A handful of signals mention brief conversations by the pool or bumping into other travelers on the island itself. But those connections happen despite the property, not because of it.
If you're traveling with a partner or friends, this works perfectly. You get your own space, solid AC, and a base to return to after exploring.
Solo travelers hoping to meet people? The friction is real. You'll need to work twice as hard, hitting up spots like Salty's across the street or Bella's Backpackers where the atmosphere actually exists.
Solo Traveler Verdict
This is a tough call for solo backpackers.
The infrastructure is fine: you get a safe private room, functional amenities, and an excellent location. But the effort required to meet people is significant.
There's no natural gathering point. No kitchen means you're eating out every night, which can get isolating without a crew. The pool is too small and awkward to spark organic conversations.
Several signals confirm that solo travelers felt disconnected from the backpacker circuit. One guest specifically mentioned their group stayed at Bella's Backpackers while they booked Popeyes, and the vibe gap was noticeable.
You can absolutely make it work. Caye Caulker is tiny, walkable, and packed with social spots like beach bars and tour operators. But you'll be starting from zero every single time.
If you value a quiet retreat and plan to be proactive about socializing off-property, Popeyes delivers. If you need the hostel to do the heavy lifting for you, skip it.
Digital Nomad Setup
The WiFi situation is a coin flip.
Some units report strong, stable connections. Others describe patchy coverage that drops during video calls. The variability suggests it depends entirely on which room you're assigned.
There's no dedicated coworking space. You'll be working from your bed or the small desk if your room has one. The pool area isn't designed for laptops, and there's zero community workspace vibe.
AC is reliable across the board, which matters when you're grinding through hot afternoons.

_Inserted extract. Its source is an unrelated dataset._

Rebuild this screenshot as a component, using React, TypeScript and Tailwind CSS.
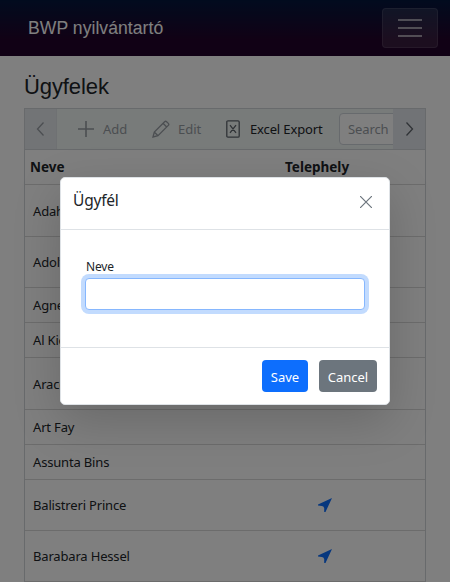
import type { ReactNode } from "react";

type Row = { name: string; height: string; located?: boolean };

const rows: Row[] = [
  { name: "Adah Kuhn", height: "h-[52px]" },
  { name: "Adolf Mayer", height: "h-[51px]" },
  { name: "Agnes Toth", height: "h-[35px]" },
  { name: "Al Kiehn", height: "h-[35px]" },
  { name: "Araceli Koss", height: "h-[52px]" },
  { name: "Art Fay", height: "h-[35px]" },
  { name: "Assunta Bins", height: "h-[35px]" },
  { name: "Balistreri Prince", height: "h-[51px]", located: true },
  { name: "Barabara Hessel", height: "h-[51px]", located: true },
];

function Stroke({
  children,
  width,
  height = width,
  className = "",
}: {
  children: ReactNode;
  width: number;
  height?: number;
  className?: string;
}) {
  return (
    <svg
      width={width}
      height={height}
      viewBox={`0 0 ${width} ${height}`}
      fill="none"
      stroke="currentColor"
      strokeWidth="1.3"
      className={`shrink-0 ${className}`}
    >
      {children}
    </svg>
  );
}

function Navbar() {
  return (
    <header className="h-14 bg-[linear-gradient(180deg,rgb(5,39,103)_0%,#3a0647_70%)]">
      <div className="flex h-full items-center justify-between bg-black/40 pr-3 pl-7">
        <span className="font-['Liberation_Sans',Arial,sans-serif] text-[17.6px] leading-7 tracking-[0.04px] text-white">
          BWP nyilvántartó
        </span>
        <button className="flex h-10 w-14 flex-col items-center justify-center gap-1.5 rounded-[4px] border border-white/10 bg-white/10">
          <span className="h-0.5 w-6 bg-white/55" />
          <span className="h-0.5 w-6 bg-white/55" />
          <span className="h-0.5 w-6 bg-white/55" />
        </button>
      </div>
    </header>
  );
}

function Toolbar() {
  return (
    <div className="flex h-[41px] border-b border-[#d0d4d8] bg-[#f1f6f5] text-[13px] text-[#212529]">
      <div className="flex w-8 shrink-0 items-center justify-center border-r border-[#dee2e6] bg-[#e4e8ed] text-[#979da3]">
        <Stroke width={16}><path d="M10.5 1.5 4.5 8l6 6.5" /></Stroke>
      </div>
      <div className="flex min-w-0 flex-1 items-center overflow-hidden whitespace-nowrap">
        <div className="ml-5 flex w-[75px] shrink-0 items-center gap-2 text-[#979da3]">
          <Stroke width={18}><path d="M9 1v16M1 9h16" strokeWidth="1.6" /></Stroke>
          <span className="pt-px">Add</span>
        </div>
        <div className="flex w-[73px] shrink-0 items-center gap-2 text-[#979da3]">
          <Stroke width={18}>
            <path d="m1 17 1.3-5L12.6 1.7q1-1 2 0l1.7 1.7q1 1 0 2L6 15.7 1 17Zm1.3-5L6 15.7M11 3.3 14.7 7" />
          </Stroke>
          <span className="pt-px">Edit</span>
        </div>
        <div className="flex w-[114px] shrink-0 items-center gap-[9px]">
          <Stroke width={16} height={18} className="text-[#5f666d]">
            <path d="M3 .8h10q1.2 0 1.2 1.2v14q0 1.2-1.2 1.2H3q-1.2 0-1.2-1.2V2Q1.8.8 3 .8ZM5 5.2l6 7.6M11 5.2l-6 7.6" />
          </Stroke>
          <span className="pt-px tracking-[-0.14px]">Excel Export</span>
        </div>
        <div className="flex h-8 w-40 shrink-0 items-center rounded-[4px] border border-[#ced4da] bg-white pt-px pl-2 tracking-[-0.1px] text-[#979da3]">
          Search
        </div>
      </div>
      <div className="flex w-8 shrink-0 items-center justify-center bg-[#e3e6ec] text-[#5f666d]">
        <Stroke width={16}><path d="m5.5 1.5 6 6.5-6 6.5" /></Stroke>
      </div>
    </div>
  );
}

function CustomerGrid() {
  return (
    <section className="border border-[#d0d4d8]">
      <Toolbar />
      <div className="flex h-[35px] items-center border-b border-[#d8d8d8] pt-px pl-[5px] text-[13.5px] font-bold text-[#212529]">
        <span className="w-[255px]">Neve</span>
        <span>Telephely</span>
      </div>
      {rows.map((row) => (
        <div key={row.name} className={`flex items-center border-b border-[#d8d8d8] pl-2 ${row.height}`}>
          <span className="w-[285px] pt-0.5 tracking-[-0.17px]">{row.name}</span>
          {row.located && (
            <svg width="14" height="14" viewBox="0 0 14 14" fill="#0d6efd">
              <path d="M14 0 7.5 14H6.2V10Q5.6 8.2 3.8 8L0 7.4V6.6Z" />
            </svg>
          )}
        </div>
      ))}
    </section>
  );
}

function CustomerDialog() {
  return (
    <div className="flex h-[228px] w-[330px] flex-col rounded-[5px] border border-[#dee2e6] bg-white shadow-[0_16px_48px_rgba(0,0,0,0.175)]">
      <div className="flex h-[52px] items-start justify-between border-b border-[#dee2e6] pt-2.5 pr-[17px] pl-3">
        <h2 className="text-[15.5px] leading-6 tracking-[-0.2px] text-[#212529]">Ügyfél</h2>
        <Stroke width={12} className="mt-2 text-[#6c757d]"><path d="m0 0 12 12M12 0 0 12" strokeWidth="1.2" /></Stroke>
      </div>
      <div className="h-[118px] border-b border-[#dee2e6] px-6 pt-7">
        <label className="block pl-px text-[12px] leading-[18px] tracking-[-0.2px] text-[#212529]">Neve</label>
        <input className="mt-0.5 block h-8 w-[280px] rounded-[4px] border border-[#86b7fe] bg-white shadow-[0_0_0_4px_#c2dbfe] outline-none" />
      </div>
      <div className="flex flex-1 items-center justify-end gap-[11px] pr-3 text-[13px] text-white">
        <button className="h-8 w-[46px] rounded-[4px] bg-[#0d6efd] pt-[3px]">Save</button>
        <button className="h-8 w-[58px] rounded-[4px] bg-[#6c757d] pt-[3px]">Cancel</button>
      </div>
    </div>
  );
}

export default function App() {
  return (
    <div className="relative h-[582px] w-[450px] overflow-hidden bg-white font-['Noto_Sans','Open_Sans',sans-serif] text-[13px] text-[#212529]">
      <Navbar />
      <main className="px-6 pt-[17px]">
        <h1 className="mb-[7px] font-['Liberation_Sans',Arial,sans-serif] text-[22px] leading-7 tracking-[-0.1px]">Ügyfelek</h1>
        <CustomerGrid />
      </main>
      <div className="absolute inset-0 flex items-start justify-center bg-black/50 pt-[177px]">
        <CustomerDialog />
      </div>
    </div>
  );
}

Power outlets are functional, though positioned awkwardly in some rooms (one guest hilariously noted the adaptor fell on their head while charging their phone above the bed).
The location helps. You're steps from cafes with better WiFi if you need a backup plan. But Popeyes itself isn't optimized for remote work.
If you're doing light emails and can handle occasional connectivity hiccups, it's manageable. If your workflow demands bulletproof internet, consider Tropical Oasis instead.
Rooms & Sleep Quality
The beds are consistently described as comfortable.
Rooms arrive clean on check-in, with fresh linens and functional AC units. Most include mini fridges, microwaves, and private bathrooms. It's basic motel infrastructure done competently.
But the details reveal cracks. Door locks are a recurring nightmare. Multiple signals confirm doors don't latch properly, forcing guests to either give up on security or wedge towels under the frame.
One traveler was woken at 3 AM by a man banging on their glass door looking for someone from a previous stay. Despite a security guard being present, the thin barriers and faulty locks create unease.
Bathroom issues dominate the complaint list. Sewage smells are common, drains break or clog, and hot water pressure swings wildly between units. Some showers deliver strong jets; others barely trickle.
Rooms aren't cleaned unless you stay over a week. Towels aren't swapped, bins aren't emptied, and sand accumulates quickly after beach trips with no mat to wipe your feet.
One unit (number 7) triggered severe respiratory reactions due to overwhelming cleaning chemical fumes. Management was slow to respond.
The space itself is functional. If you get lucky with your room assignment, it's a decent place to crash. But the inconsistency is real.
Noise Level
Popeyes is surprisingly quiet.
The property sits just off the main action, close enough to walk everywhere but removed from the late-night bar noise. Most signals describe peaceful nights with minimal disruption.
The exception: cleaning staff. Multiple guests report cleaners arriving at 6 AM with vacuums and loud conversations echoing through the corridors.
Rooms facing the pool or street catch some ambient chatter during the day, but it's never described as party-level volume. The island itself operates on a mellow frequency compared to mainland hostel scenes.
If you're sensitive to early morning noise, bring earplugs for those cleaning days. Otherwise, you'll sleep fine.
Party Verdict
This is not a party hostel.
There are no organized bar crawls, no onsite drinking culture, and no late-night crowd. The vibe is motel with a pool, not backpacker headquarters.
Salty's across the street hosts live music on weekends. That's your best bet for nightlife proximity. But Popeyes itself contributes zero energy to the party scene.
If you're chasing raves, head to the main strip or book Bella's Backpackers. Popeyes is for travelers who've partied enough and just need a solid bed.
The Verdict
Book Popeyes if you're traveling as a couple or group and just need a private base with AC near the ferry dock. The location is stellar, the beds are comfortable, and it's priced reasonably for what you get.
Skip it if you're solo and hoping to meet people organically. The absence of communal spaces, kitchen, or any social programming means you're starting every conversation from scratch. The sketchy door locks and bathroom odor issues add friction you don't need.
This isn't a hostel. It's a budget motel that happens to be listed on backpacker booking sites. Set your expectations accordingly, and you'll be fine.